Glint's monocular eye bobs down to look at the ground. He is silent.

This time, Crow doesn't try to push past him. He stands still, listening to the blast of distant geysers, to the call of serpents in the sky.

"I'm sorry," Glint whispers.

VII - Interpolation

"I hate you."

It's the first thing Mara says on reaching Savathûn's crystalline prison. Her words lack heat but echo through the cavernous chamber nonetheless. "I just want to be absolutely clear on this: I hate you, and I wish nothing but pain and suffering for the rest of your miserable existence."

The crystal shimmers, and Savathûn's gentle laughter ripples through Mara's mind. "I know," the Witch Queen murmurs.

"I could have you jettisoned into the sun," Mara says coolly, "but unlike some creatures, I uphold my word when I give it."

"But we're the same creature, are we not?" Savathûn wonders. Although Mara can't see her smile, she has no difficulty imagining what it looks like.

"I am nothing like you."

"No, of course not." Savathûn's voice is easy and languid. Some might mistake her for being sincere; Mara has taken the same tone too many times in her own life not to recognize it for what it is.

"I thought you were a powerful, competent woman plagued by a difficult relationship with her family," Savathûn says. "Someone who weaves complicated, long-spun schemes across the arc of time's bow. My mistake."

Mara stares at the crystal, clenches her jaw, and turns her back to leave. But before she can take even one step toward the door, she feels Savathûn's consciousness brush like silk against hers.

"I thought you were someone who believes herself to be so smart," Savathûn purrs, "that she is easily blinded by her own ambitions and self-appointed genius. Someone who is so certain of her solutions that she fails to see the inherent peril in her plans, and yet too embarrassed to ever admit she may have gone astray."

Tension knots the muscles in Mara's shoulders and back. Over the years, she has trained her face to remain a mask, but she is not always as skilled when it comes to the rest of her body.

Savathûn continues. "I thought you were someone so afraid of being vulnerable, that you'd rather fail than—"

"Enough." Mara rounds on Savathûn's prison with the precision of an angry viper. She does not raise her voice; instead, she lowers it. "That might work on him," she says, the last word like fire on her lips because it still pains her to refer to Crow by any name, "but you'll find my armor has fewer gaps."

Power surges around her hands as she slams them against the crystalline surface. A lattice of radiant energy winds itself around Savathûn's prison, and Mara hopes that the furious drumming of her heart and intermittent flare of her nostrils will be mistaken for exertion—not a different kind of weakness.

When the spell is complete, Mara steps back. Her glowing eyes dim. She wavers with fatigue, listening for the psychic echo of Savathûn's voice inside her skull.

There is only silence.

"Shut up," Mara breathes—a strange marriage of relief and loathing.

"Shut up."

VIII - Correspondence

Brother—

The Witch Queen has been banished from the Dreaming City.

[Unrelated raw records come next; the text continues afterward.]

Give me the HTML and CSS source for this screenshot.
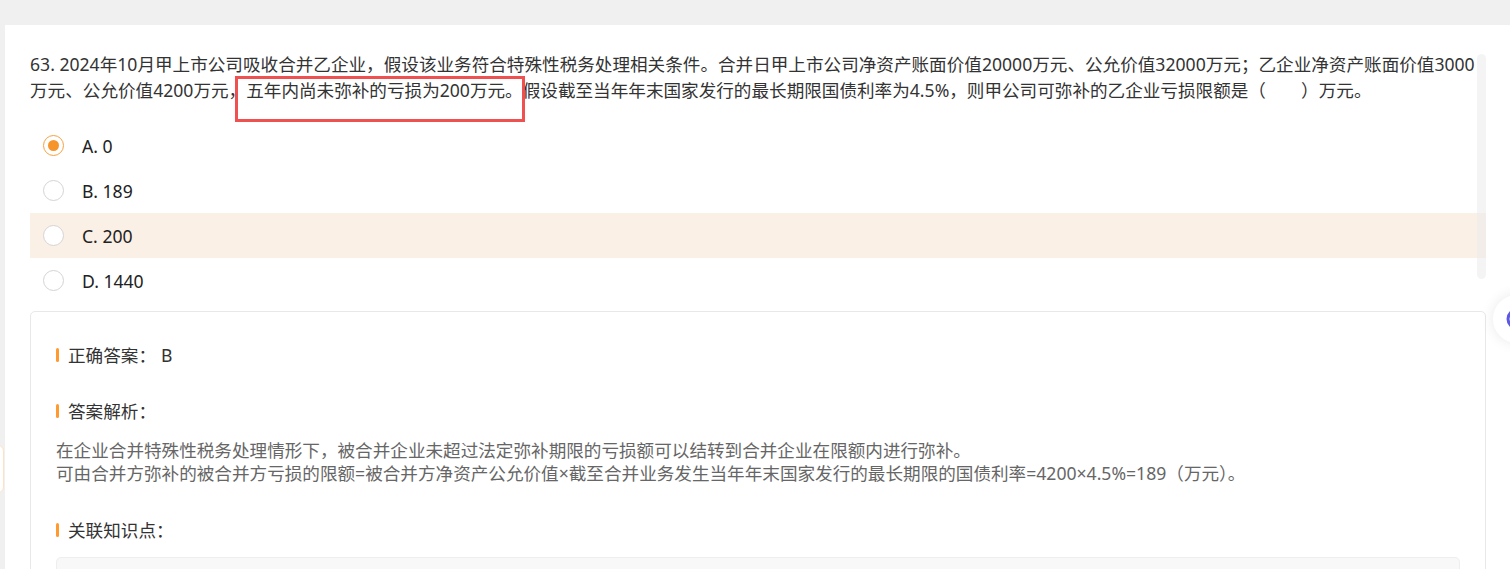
FILE: index.html
```html
<!DOCTYPE html>
<html lang="zh-CN">
<head>
    <meta charset="UTF-8">
    <meta name="viewport" content="width=device-width, initial-scale=1.0">
    <title>题目解析</title>
    <link rel="stylesheet" href="styles.css">
</head>
<body>
    <div class="page">
        <div class="panel">
            <div class="question">
                <div class="stem">
                    63. 2024年10月甲上市公司吸收合并乙企业，假设该业务符合特殊性税务处理相关条件。合并日甲上市公司净资产账面价值20000万元、公允价值32000万元；乙企业净资产账面价值3000万元、公允价值4200万元，<span class="mark">五年内尚未弥补的亏损为200万元。</span>假设截至当年年末国家发行的最长期限国债利率为4.5%，则甲公司可弥补的乙企业亏损限额是（　　）万元。
                </div>
                <ul class="options">
                    <li class="option"><span class="radio checked"></span><span class="label">A. 0</span></li>
                    <li class="option"><span class="radio"></span><span class="label">B. 189</span></li>
                    <li class="option hover"><span class="radio"></span><span class="label">C. 200</span></li>
                    <li class="option"><span class="radio"></span><span class="label">D. 1440</span></li>
                </ul>
                <div class="scroll-track"></div>
            </div>

            <div class="answer-box">
                <div class="section-title">正确答案：<span class="right-answer">B</span></div>
                <div class="section-title">答案解析：</div>
                <div class="analysis">
                    <p>在企业合并特殊性税务处理情形下，被合并企业未超过法定弥补期限的亏损额可以结转到合并企业在限额内进行弥补。</p>
                    <p>可由合并方弥补的被合并方亏损的限额=被合并方净资产公允价值×截至合并业务发生当年年末国家发行的最长期限的国债利率=4200×4.5%=189（万元）。</p>
                </div>
                <div class="section-title">关联知识点：</div>
                <div class="knowledge"></div>
            </div>
        </div>
    </div>

    <div class="side-tab"></div>
    <div class="float-btn">
        <svg width="22" height="22" viewBox="0 0 22 22"><circle cx="11" cy="11" r="9" fill="none" stroke="#5b57e8" stroke-width="3"/></svg>
    </div>
</body>
</html>
```

FILE: styles.css
```css
body {
    margin: 0;
    background-color: #f0f0f0;
    font-family: "Noto Sans", "Noto Sans CJK SC", sans-serif;
    font-size: 17.6px;
    color: #333;
    overflow: hidden;
}
.page {
    padding: 25px 0 0 5px;
}
.panel {
    background-color: white;
    padding: 26px 24px 40px 25px;
    min-height: 600px;
}
.question {
    position: relative;
}
.stem {
    line-height: 26px;
}
.mark {
    position: relative;
}
.mark::after {
    content: "";
    position: absolute;
    left: -11px;
    right: -2px;
    top: -2px;
    height: 46px;
    border: 3px solid #ef5151;
    box-sizing: border-box;
}
.options {
    list-style: none;
    margin: 20px 0 0;
    padding: 0;
}
.option {
    display: flex;
    align-items: center;
    height: 45px;
    padding-left: 13px;
}
.option.hover {
    background-color: #fbf0e6;
}
.radio {
    width: 21px;
    height: 21px;
    border: 1px solid #d4d4d4;
    border-radius: 50%;
    box-sizing: border-box;
    background-color: white;
    margin-right: 18px;
    display: flex;
    align-items: center;
    justify-content: center;
}
.radio.checked {
    border-color: #f7a040;
}
.radio.checked::after {
    content: "";
    width: 11px;
    height: 11px;
    border-radius: 50%;
    background-color: #f7952d;
}
.label {
    color: #222;
}
.scroll-track {
    position: absolute;
    right: 0;
    top: 3px;
    bottom: 24px;
    width: 9px;
    border-radius: 5px;
    background-color: rgba(235, 235, 235, 0.55);
}
.answer-box {
    margin-top: 8px;
    border: 1px solid #e8e8e8;
    border-radius: 5px;
    padding: 32px 25px 20px 25px;
}
.section-title {
    display: flex;
    align-items: center;
    line-height: 22px;
    color: #333;
    margin-bottom: 34px;
}
.section-title::before {
    content: "";
    width: 3px;
    height: 14px;
    border-radius: 2px;
    background-color: #ff9a2e;
    margin-right: 9px;
}
.right-answer {
    margin-left: 5px;
}
.analysis {
    margin-top: -17px;
    margin-bottom: 34px;
    line-height: 23px;
    color: #666;
}
.analysis p {
    margin: 0;
}
.knowledge {
    margin-top: -18px;
    height: 60px;
    background-color: #f8f8f8;
    border: 1px solid #eeeeee;
    border-radius: 5px;
}
.side-tab {
    position: fixed;
    left: -40px;
    top: 445px;
    width: 44px;
    height: 48px;
    background-color: white;
    border: 1px solid #fde2c6;
    border-radius: 6px;
    box-sizing: border-box;
}
.float-btn {
    position: fixed;
    left: 1493px;
    top: 295px;
    width: 48px;
    height: 48px;
    border-radius: 50%;
    background-color: white;
    box-shadow: 0 0 14px rgba(0, 0, 0, 0.09);
    display: flex;
    align-items: center;
    justify-content: center;
}
```
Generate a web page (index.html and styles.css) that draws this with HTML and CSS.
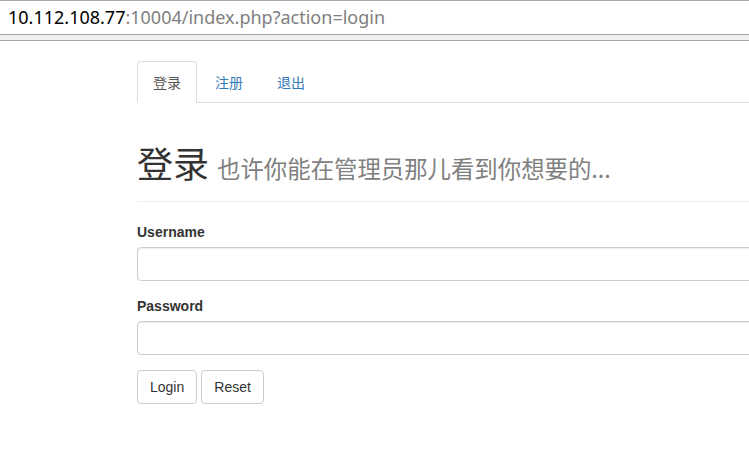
FILE: index.html
```html
<!DOCTYPE html>
<html lang="zh-CN">
<head>
<meta charset="utf-8">
<title>login</title>
<link rel="stylesheet" href="styles.css">
</head>
<body>
<div class="urlbar"><span class="host">10.112.108.77</span><span class="rest">:10004/index.php?action=login</span></div>
<div class="chrome-band"></div>
<div class="page">
  <div class="container">
    <ul class="nav-tabs">
      <li class="tab active"><a>登录</a></li>
      <li class="tab"><a>注册</a></li>
      <li class="tab"><a>退出</a></li>
    </ul>
    <div class="page-header">
      <h1>登录 <small>也许你能在管理员那儿看到你想要的...</small></h1>
    </div>
    <form class="form">
      <div class="form-group">
        <label>Username</label>
        <input class="form-control" type="text">
      </div>
      <div class="form-group">
        <label>Password</label>
        <input class="form-control" type="password">
      </div>
      <div class="actions">
        <button type="button" class="btn">Login</button>
        <button type="button" class="btn">Reset</button>
      </div>
    </form>
  </div>
</div>
</body>
</html>
```

FILE: styles.css
```css
html, body {
  margin: 0;
  padding: 0;
  background: #fff;
  overflow: hidden;
}
body {
  font-family: "Liberation Sans", Arial, "Noto Sans CJK SC", sans-serif;
  font-size: 14px;
  line-height: 20px;
  color: #333;
}
.urlbar {
  height: 33px;
  border-top: 1px solid #a9a9a9;
  border-bottom: 1px solid #a0a0a0;
  box-sizing: content-box;
  padding-left: 8px;
  font-family: "Noto Sans", "Open Sans", sans-serif;
  font-size: 18px;
  line-height: 33px;
  white-space: nowrap;
}
.urlbar .host { color: #000; }
.urlbar .rest { color: #808080; }
.chrome-band {
  height: 5px;
  background: #f0f0f0;
  border-bottom: 1px solid #a8a8a8;
}
.page {
  padding-top: 20px;
}
.container {
  margin-left: 137px;
  width: 700px;
}
.nav-tabs {
  list-style: none;
  margin: 0;
  padding: 0;
  display: flex;
  border-bottom: 1px solid #ddd;
}
.tab {
  margin-right: 2px;
  margin-bottom: -1px;
}
.tab a {
  display: block;
  padding: 10px 15px;
  border: 1px solid transparent;
  border-radius: 4px 4px 0 0;
  color: #337ab7;
  font-family: "Noto Sans CJK SC", sans-serif;
  font-size: 14px;
  line-height: 20px;
}
.tab.active a {
  color: #555;
  background: #fff;
  border-color: #ddd #ddd transparent;
}
.page-header {
  margin: 40px 0 20px;
  padding-bottom: 9px;
  border-bottom: 1px solid #eee;
}
h1 {
  margin: 20px 0 10px;
  height: 39px;
  font-family: "Noto Sans CJK SC", sans-serif;
  font-weight: 400;
  font-size: 36px;
  line-height: 39px;
  color: #333;
}
h1 small {
  font-size: 65%;
  line-height: 1;
  color: #808080;
  font-weight: 400;
}
.form-group {
  margin-bottom: 15px;
}
label {
  display: block;
  margin-bottom: 5px;
  font-weight: 700;
  font-size: 14px;
  line-height: 20px;
}
.form-control {
  display: block;
  box-sizing: border-box;
  width: 100%;
  height: 34px;
  margin: 0;
  padding: 6px 12px;
  border: 1px solid #ccc;
  border-radius: 4px;
  box-shadow: inset 0 1px 1px rgba(0,0,0,.075);
  font: inherit;
  background: #fff;
}
.actions {
  display: flex;
  gap: 4px;
}
.btn {
  box-sizing: border-box;
  height: 34px;
  margin: 0;
  padding: 6px 12px;
  border: 1px solid #ccc;
  border-radius: 4px;
  background: #fff;
  color: #333;
  font-family: "Liberation Sans", Arial, sans-serif;
  font-size: 14px;
  line-height: 20px;
}
```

We are no longer bound by her secrets. You are no longer bound by your own.

I have been told my trajectory leads to solitude. In truth, I believed myself arrived for some time. I would change course if given the opportunity.

There was a time I feared you would lose yourself trying to follow me. That time has passed. No matter the name you take, you are unrepentantly yourself—which is to say reluctant and stubborn in ways I find enraging. And I love you for it.

I ask neither forgiveness nor understanding. I offer only sanctuary—and tea, if you would be amenable.

I am here if you decide to come home.